Lors d'un cours de mathématiques, elle s'effondre bruyamment en larmes. Je m'arrête et lui demande ce qui ne va pas, pensant bien que ce n'était pas l'étude, si austère soit-elle, des nombres décimaux qui provoque sa tristesse. Elle relève la tête, montrant son cours irrémédiablement mouillé de larmes, et entre deux sanglots, s'exclame : « Je pense à cette pauvre Anne Franck ! » Elle replonge alors la tête dans ses bras et redouble de pleurs, toujours très bruyants. Il était impossible de poursuivre le cours, d'autant que l'événement rendait les autres élèves, déjà pas tous concentrés, incapables de poursuivre. Les réactions ne sont pas toutes bienveillantes (rires moqueurs, railleries, indignation « comment peut-on se conduire aussi mal ? »), mais quelques élèves sont sincèrement inquiets. Je m'assois à côté de Camille et je tente de la raisonner (l'arraisonner ?) Tout en donnant quelques rapides informations sur Anne Franck aux autres élèves, je dis à Camille qu'effectivement la vie d'Anne Franck est très triste, etc. et que c'est un témoignage qui doit nous aider aujourd'hui, mais que bon le temps passant, on peut considérer son expérience avec calme et avec une émotion contenue. Camille relève la tête, pleure moins et me dit qu'elle l'a vue à la télé la semaine dernière et que c'est horrible et qu'elle se demande pourquoi elle est la seule à pleurer.

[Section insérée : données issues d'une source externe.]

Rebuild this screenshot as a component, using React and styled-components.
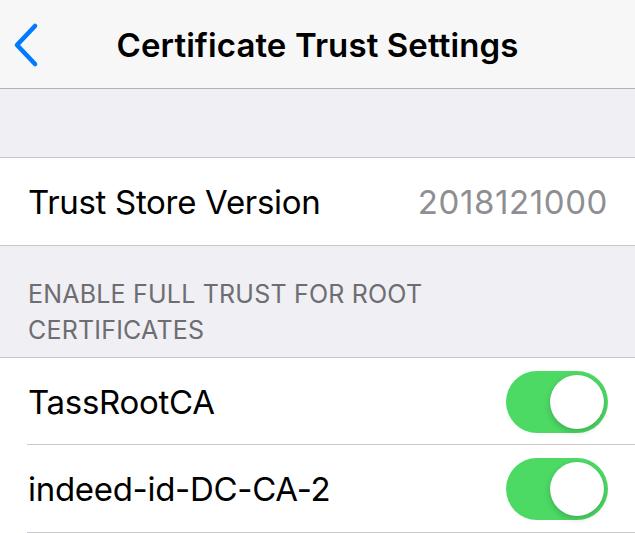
import React from 'react';
import styled, { createGlobalStyle } from 'styled-components';

const Global = createGlobalStyle`
  html, body { margin: 0; padding: 0; background: #efeff4; }
  body { font-family: Inter, "Noto Sans", "Liberation Sans", sans-serif; -webkit-font-smoothing: antialiased; }
`;

const Screen = styled.div`
  width: 635px;
  height: 533px;
  overflow: hidden;
  background: #efeff4;
`;

const NavBar = styled.div`
  height: 88px;
  background: #f7f7f8;
  border-bottom: 1px solid #b2b2b6;
  display: flex;
  align-items: center;
  justify-content: center;
  position: relative;
`;

const Back = styled.button`
  position: absolute;
  left: 12px;
  top: 22px;
  border: 0;
  background: none;
  padding: 0;
  display: flex;
`;

const Title = styled.h1`
  margin: 0;
  font-size: 33px;
  font-weight: 600;
  color: #000;
  letter-spacing: 0.1px;
  padding-top: 2px;
`;

const Spacer = styled.div`
  height: ${(p) => p.h}px;
`;

const Group = styled.div`
  background: #fff;
  border-top: 1px solid #c8c7cc;
  border-bottom: ${(p) => (p.inset ? 'none' : '1px solid #c8c7cc')};
`;

const Row = styled.div`
  height: ${(p) => p.h}px;
  padding: 0 28px;
  display: flex;
  align-items: center;
  justify-content: space-between;
  box-sizing: border-box;
  position: relative;
  ${(p) => p.inset && `
    &::after {
      content: '';
      position: absolute;
      left: 27px;
      right: 0;
      bottom: 0;
      height: 1px;
      background: #c8c7cc;
    }
  `}
`;

const Label = styled.span`
  font-size: 33px;
  color: #000;
  letter-spacing: -0.3px;
`;

const Value = styled.span`
  font-size: 33px;
  color: #8e8e93;
  letter-spacing: 0.6px;
  margin-right: -1px;
`;

const SectionHeader = styled.div`
  height: 111px;
  padding: 30px 28px 0;
  box-sizing: border-box;
  font-size: 25px;
  line-height: 36px;
  color: #6d6d72;
  letter-spacing: 0.2px;
  width: 500px;
`;

const Track = styled.div`
  width: 102px;
  height: 62px;
  border-radius: 31px;
  background: ${(p) => (p.on ? '#4cd964' : '#e5e5ea')};
  position: relative;
  margin-right: -1px;
`;

const Knob = styled.div`
  position: absolute;
  top: 4px;
  left: ${(p) => (p.on ? '44px' : '4px')};
  width: 54px;
  height: 54px;
  border-radius: 50%;
  background: #fff;
  box-shadow: 0 3px 6px rgba(0, 0, 0, 0.18), 0 0 1px rgba(0, 0, 0, 0.12);
`;

function Toggle({ on }) {
  return (
    <Track on={on}>
      <Knob on={on} />
    </Track>
  );
}

export default function App() {
  return (
    <Screen>
      <Global />
      <NavBar>
        <Back aria-label="Back">
          <svg width="28" height="46" viewBox="0 0 28 46">
            <path d="M23 4 L5 23 L23 42" fill="none" stroke="#007aff" strokeWidth="4.6" strokeLinecap="round" strokeLinejoin="round" />
          </svg>
        </Back>
        <Title>Certificate Trust Settings</Title>
      </NavBar>
      <Spacer h={68} />
      <Group>
        <Row h={87}>
          <Label>Trust Store Version</Label>
          <Value>2018121000</Value>
        </Row>
      </Group>
      <SectionHeader>ENABLE FULL TRUST FOR ROOT CERTIFICATES</SectionHeader>
      <Group inset>
        <Row h={87} inset>
          <Label>TassRootCA</Label>
          <Toggle on />
        </Row>
        <Row h={88} inset>
          <Label>indeed-id-DC-CA-2</Label>
          <Toggle on />
        </Row>
      </Group>
    </Screen>
  );
}
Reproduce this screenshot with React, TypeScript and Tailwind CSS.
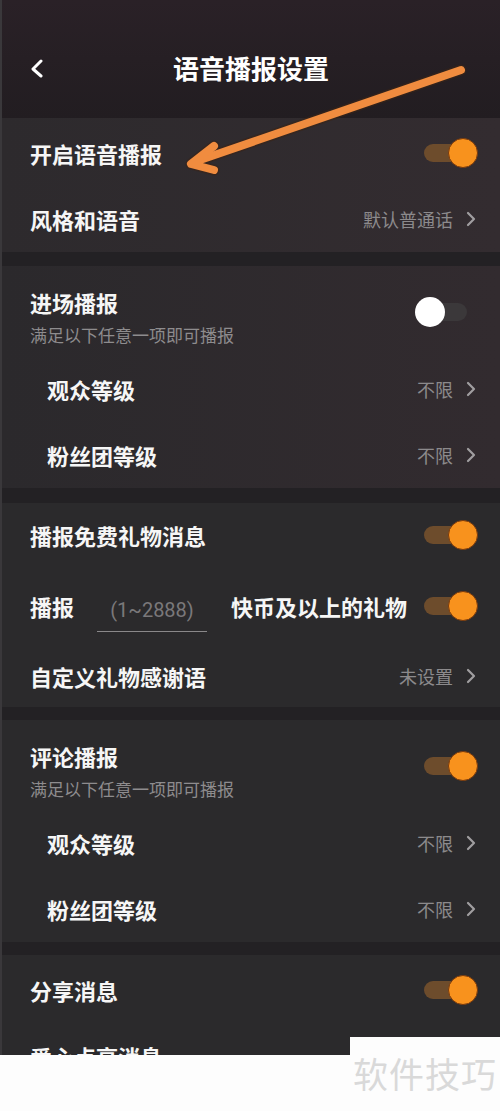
import React from "react";

const font = { fontFamily: '"Noto Sans CJK SC", "Noto Sans", sans-serif' };

function Toggle({ on }: { on: boolean }) {
  if (on) {
    return (
      <div className="relative w-[54px] h-[30px] shrink-0">
        <div className="absolute left-0 top-[6px] w-[46px] h-[18px] rounded-full bg-[#6d4c2c]" />
        <div className="absolute right-0 top-0 w-[30px] h-[30px] rounded-full bg-[#f8921d] border border-[#7a3a0c]" />
      </div>
    );
  }
  return (
    <div className="relative w-[52px] h-[30px] shrink-0">
      <div className="absolute left-[8px] top-[6px] w-[44px] h-[18px] rounded-full bg-[#3b383a]" />
      <div className="absolute left-0 top-0 w-[30px] h-[30px] rounded-full bg-white" />
    </div>
  );
}

function Chevron() {
  return (
    <svg width="10" height="16" viewBox="0 0 10 16" className="ml-[13px]">
      <polyline points="2,2 8,8 2,14" fill="none" stroke="#a09ea0" strokeWidth="2.2" strokeLinecap="round" strokeLinejoin="round" />
    </svg>
  );
}

function LinkRow({ label, value, indent, h = 66 }: { label: string; value: string; indent?: boolean; h?: number }) {
  return (
    <div
      className={`flex items-center justify-between pr-[24px] ${indent ? "pl-[45px]" : "pl-[28px]"}`}
      style={{ height: h }}
    >
      <span className="text-[22px] font-bold text-[#f6f6f6] leading-[28px]">{label}</span>
      <div className="flex items-center">
        <span className="text-[18px] text-[#8c8a8c] leading-[24px]">{value}</span>
        <Chevron />
      </div>
    </div>
  );
}

function ToggleRow({ label, on, h = 66 }: { label: string; on: boolean; h?: number }) {
  return (
    <div className="flex items-center justify-between pl-[28px] pr-[22px]" style={{ height: h }}>
      <span className="text-[22px] font-bold text-[#f6f6f6] leading-[28px]">{label}</span>
      <Toggle on={on} />
    </div>
  );
}

function HeadBlock({ title, on }: { title: string; on: boolean }) {
  return (
    <div className={`flex justify-between pl-[28px] pt-[22px] ${on ? "pr-[22px]" : "pr-[33px]"}`}>
      <div className="flex flex-col">
        <span className="text-[22px] font-bold text-[#f6f6f6] leading-[28px]">{title}</span>
        <span className="mt-[7px] text-[17px] text-[#8e8c8e] leading-[24px]">满足以下任意一项即可播报</span>
      </div>
      <div className="mt-[9px]">
        <Toggle on={on} />
      </div>
    </div>
  );
}

export default function App() {
  return (
    <div className="relative w-[500px] h-[1111px] overflow-hidden bg-[#fdfdfd]" style={font}>
      <div className="h-[1055px] overflow-hidden bg-[#232124] border-l-2 border-[#3a383b]">
        {/* header */}
        <div className="h-[118px] bg-gradient-to-b from-[#2a2127] to-[#221d21] relative flex items-center justify-center pt-[18px]">
          <svg width="14" height="20" viewBox="0 0 14 20" className="absolute left-[28px] top-[59px]">
            <polyline points="11,2 3,10 11,17" fill="none" stroke="#ffffff" strokeWidth="3" strokeLinecap="round" strokeLinejoin="round" />
          </svg>
          <span className="text-[26px] font-bold text-white leading-[34px]">语音播报设置</span>
        </div>

        {/* section 1 */}
        <div className="h-[134px] pt-[2px] bg-gradient-to-r from-[#2d2a2d] to-[#332c30]">
          <ToggleRow label="开启语音播报" on />
          <LinkRow label="风格和语音" value="默认普通话" />
        </div>
        <div className="h-[14px]" />

        {/* section 2 */}
        <div className="h-[222px] bg-gradient-to-r from-[#2b292c] to-[#322b2f]">
          <HeadBlock title="进场播报" on={false} />
          <div className="mt-[9px]">
            <LinkRow label="观众等级" value="不限" indent />
            <LinkRow label="粉丝团等级" value="不限" indent />
          </div>
        </div>
        <div className="h-[15px]" />

        {/* section 3 */}
        <div className="h-[204px] bg-[#2b2a2c]">
          <ToggleRow label="播报免费礼物消息" on h={64} />
          <div className="h-[78px] flex items-center pl-[28px] pr-[22px]">
            <span className="text-[22px] font-bold text-[#f6f6f6] leading-[28px]">播报</span>
            <div className="ml-[23px] w-[110px] h-[44px] flex items-center justify-center border-b border-[#8a888a] relative top-[4px]">
              <span className="text-[20px] text-[#7a787a] leading-[26px]" style={{ fontFamily: '"Roboto", "Noto Sans", sans-serif' }}>(1~2888)</span>
            </div>
            <span className="ml-[24px] text-[22px] font-bold text-[#f6f6f6] leading-[28px]">快币及以上的礼物</span>
            <div className="ml-auto">
              <Toggle on />
            </div>
          </div>
          <LinkRow label="自定义礼物感谢语" value="未设置" h={62} />
        </div>
        <div className="h-[13px]" />

        {/* section 4 */}
        <div className="h-[222px] bg-[#2b2a2c]">
          <HeadBlock title="评论播报" on />
          <div className="mt-[9px]">
            <LinkRow label="观众等级" value="不限" indent />
            <LinkRow label="粉丝团等级" value="不限" indent />
          </div>
        </div>
        <div className="h-[13px]" />

        {/* section 5 */}
        <div className="h-[200px] pt-[2px] bg-[#2b2a2c]">
          <ToggleRow label="分享消息" on />
          <ToggleRow label="爱心点亮消息" on />
        </div>
      </div>

      {/* watermark */}
      <div className="absolute left-[350px] top-[1037px] w-[150px] h-[74px] bg-[#fdfdfd] flex items-start justify-center pt-[14px]">
        <span className="text-[35px] leading-[44px] text-[#d9d9d9] tracking-[1px]">软件技巧</span>
      </div>

      {/* annotation arrow */}
      <svg className="absolute left-0 top-0 pointer-events-none" width="500" height="260" viewBox="0 0 500 260">
        <g fill="none" strokeLinecap="round" strokeLinejoin="round">
          <g stroke="#3a2418" strokeWidth="11" opacity="0.6">
            <line x1="461" y1="70" x2="200" y2="160" />
            <polyline points="214,146 191,164 214,170" />
          </g>
          <g stroke="#f08c3f" strokeWidth="8">
            <line x1="461" y1="70" x2="200" y2="160" />
            <polyline points="214,146 191,164 214,170" />
          </g>
        </g>
      </svg>
    </div>
  );
}
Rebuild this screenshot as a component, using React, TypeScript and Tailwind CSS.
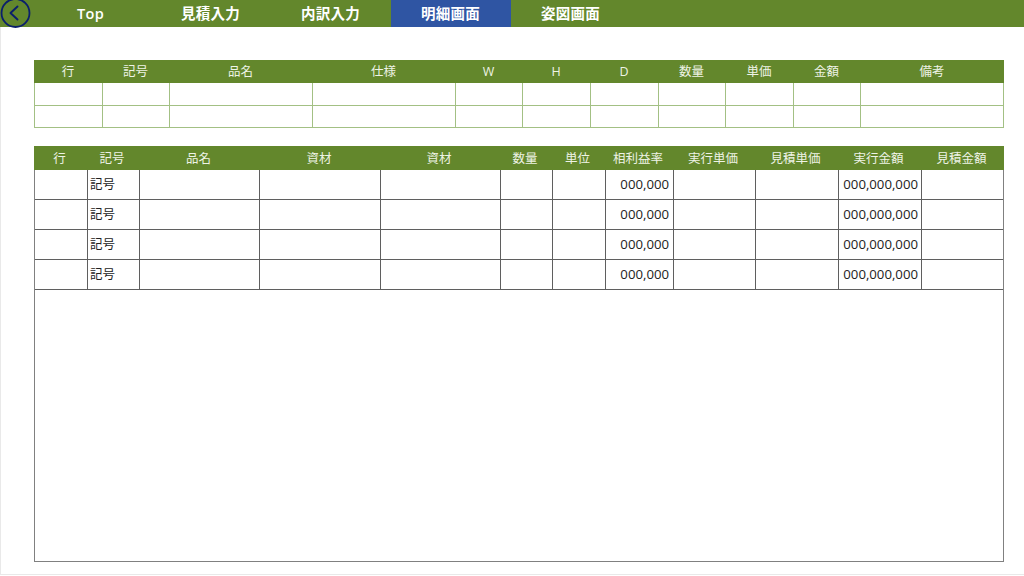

Comme parfois avec les élèves d'ULIS, c'est moi qui me sens anormal. Je réfléchis. Vite. Camille lit couramment. Je me remets debout et je reprends le groupe en main en m'adressant à Camille devant tous, non sans avoir demandé le silence et l'attention. Je propose à Camille d'aller au CDI et d'emprunter Le journal d'Anne Franck pour le lire. Camille est rayonnante « Oui c'est ça, je vais lire son journal ». Je lui dis qu'elle aura beaucoup plus de détails que dans le téléfilm. Intérieurement, j'espère que l'écrit l'aidera à canaliser son émotion, à la métaboliser en une forme plus assimilable tout en en préservant la charge émotionnelle.
Pendant plusieurs mois, le Journal ne quitte pas Camille et puis elle se met à écrire régulièrement, sur un cahier d'écolier, son journal à elle. Il y a encore quelques sanglots, mais nous avons un accord : si elle est trop triste pour suivre le cours, elle est autorisée à écrire. « Il faut que j'écrive ! » lance-t-elle alors. Elle noircit plusieurs cahiers en quelques mois. En la voyant ainsi écrire, je me demande si un écrivain n'est pas comme ça : écrire est vital.
Au début de l'année scolaire suivante, Morgane, l'AESH, propose de copier le journal sur un fichier texte informatique dans le projet d'une publication. Régulièrement, Camille lui en fait lire des passages et l'idée est ainsi née. Une fois l'accord de Camille, de sa famille et de la direction du collège, le travail commença. Moi, j'ai donné mon accord sans en avoir lu une ligne. Je n'ai rien demandé et Camille ne m'a rien fait lire.
Deux heures par semaine, Morgane, accompagnée de Camille, recopie. C'est Morgane qui saisit ; Camille explicite ce qui est illisible et en même temps elle valide ce qui est retenu ou non dans le texte final.
Le journal sera publié à 200 exemplaires.